» Data excerpt

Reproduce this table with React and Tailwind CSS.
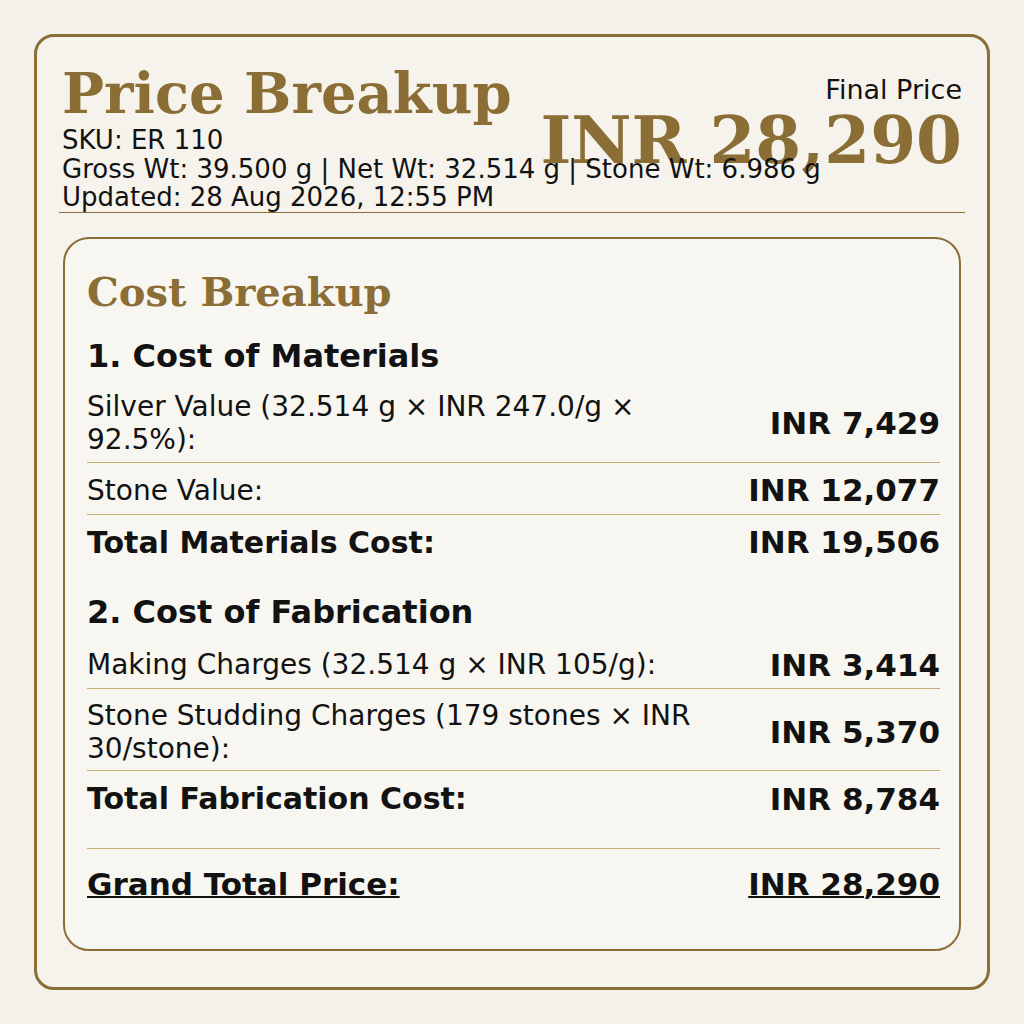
import React from "react";

const GOLD = "text-[#8b6e35]";

function Row({ label, value, last = false, bold = false }) {
  return (
    <div
      className={
        "flex items-center justify-between gap-8 pt-[9.5px] pb-[5.5px] " +
        (last ? "border-b border-transparent" : "border-b border-[#c6ad78]")
      }
    >
      <div
        className={
          "flex-1 min-w-0 leading-[normal] " +
          (bold ? "text-[30px] font-bold" : "text-[28px]")
        }
      >
        {label}
      </div>
      <div className="shrink-0 whitespace-nowrap text-right text-[31px] font-bold leading-[normal]">
        {value}
      </div>
    </div>
  );
}

export default function App() {
  return (
    <div className="min-h-screen w-full bg-[#f4f1ea] pt-[34px] pl-[34px] font-['DejaVu_Sans',sans-serif] text-[#121212]">
      <div className="flex h-[956px] w-[956px] flex-col rounded-[20px] border-[3px] border-[#8b6e35] bg-[#f6f3ec] p-[22px]">
        {/* Header */}
        <div className="flex items-start justify-between border-b border-[#8b6e35]">
          <div className="relative min-w-0 flex-1 pl-[3px] pt-[1px]">
            <h1
              className={
                "whitespace-nowrap font-['DejaVu_Serif',serif] text-[56px] font-bold leading-[normal] " +
                GOLD
              }
            >
              Price Breakup
            </h1>
            <div className="text-[26px] leading-[1.1]">
              <div className="whitespace-nowrap">SKU: ER 110</div>
              <div className="whitespace-nowrap">
                Gross Wt: 39.500 g | Net Wt: 32.514 g | Stone Wt: 6.986 g
              </div>
              <div className="whitespace-nowrap">Updated: 28 Aug 2026, 12:55 PM</div>
            </div>
          </div>
          <div className="shrink-0 pr-[3px] pt-[15px] text-right">
            <div className="mb-[2px] text-[27px] leading-[normal]">Final Price</div>
            <div
              className={
                "whitespace-nowrap font-['DejaVu_Serif',serif] text-[66px] font-bold leading-none " +
                GOLD
              }
            >
              INR 28,290
            </div>
          </div>
        </div>

        {/* Cost breakup card */}
        <div className="mx-[4px] mt-[24px] rounded-[26px] border-2 border-[#8b6e35] bg-[#f8f6f0] pt-[29px] pl-[22px] pr-[19px] pb-[33px]">
          <h2
            className={
              "mb-[22px] font-['DejaVu_Serif',serif] text-[40px] font-bold leading-[normal] " + GOLD
            }
          >
            Cost Breakup
          </h2>

          <section>
            <h3 className="mb-[6px] text-[32px] font-bold leading-[normal]">1. Cost of Materials</h3>
            <Row label="Silver Value (32.514 g × INR 247.0/g × 92.5%):" value="INR 7,429" />
            <Row label="Stone Value:" value="INR 12,077" />
            <Row label="Total Materials Cost:" value="INR 19,506" bold last />
          </section>

          <section className="mt-[26.5px]">
            <h3 className="mb-[6px] text-[32px] font-bold leading-[normal]">2. Cost of Fabrication</h3>
            <Row label="Making Charges (32.514 g × INR 105/g):" value="INR 3,414" />
            <Row label="Stone Studding Charges (179 stones × INR 30/stone):" value="INR 5,370" />
            <Row label="Total Fabrication Cost:" value="INR 8,784" bold last />
          </section>

          <div className="mt-[25px] flex items-center justify-between border-t border-[#c6ad78] pt-[16.5px] pb-[14.5px] text-[31px] font-bold leading-[normal]">
            <span className="underline decoration-2 underline-offset-[1px]">Grand Total Price:</span>
            <span className="underline decoration-2 underline-offset-[1px]">INR 28,290</span>
          </div>
        </div>
      </div>
    </div>
  );
}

» Instruction
Search the lines for "React". Copy each line that has it.

» Answer for this exercise
Reproduce this table with React and Tailwind CSS.
import React from "react";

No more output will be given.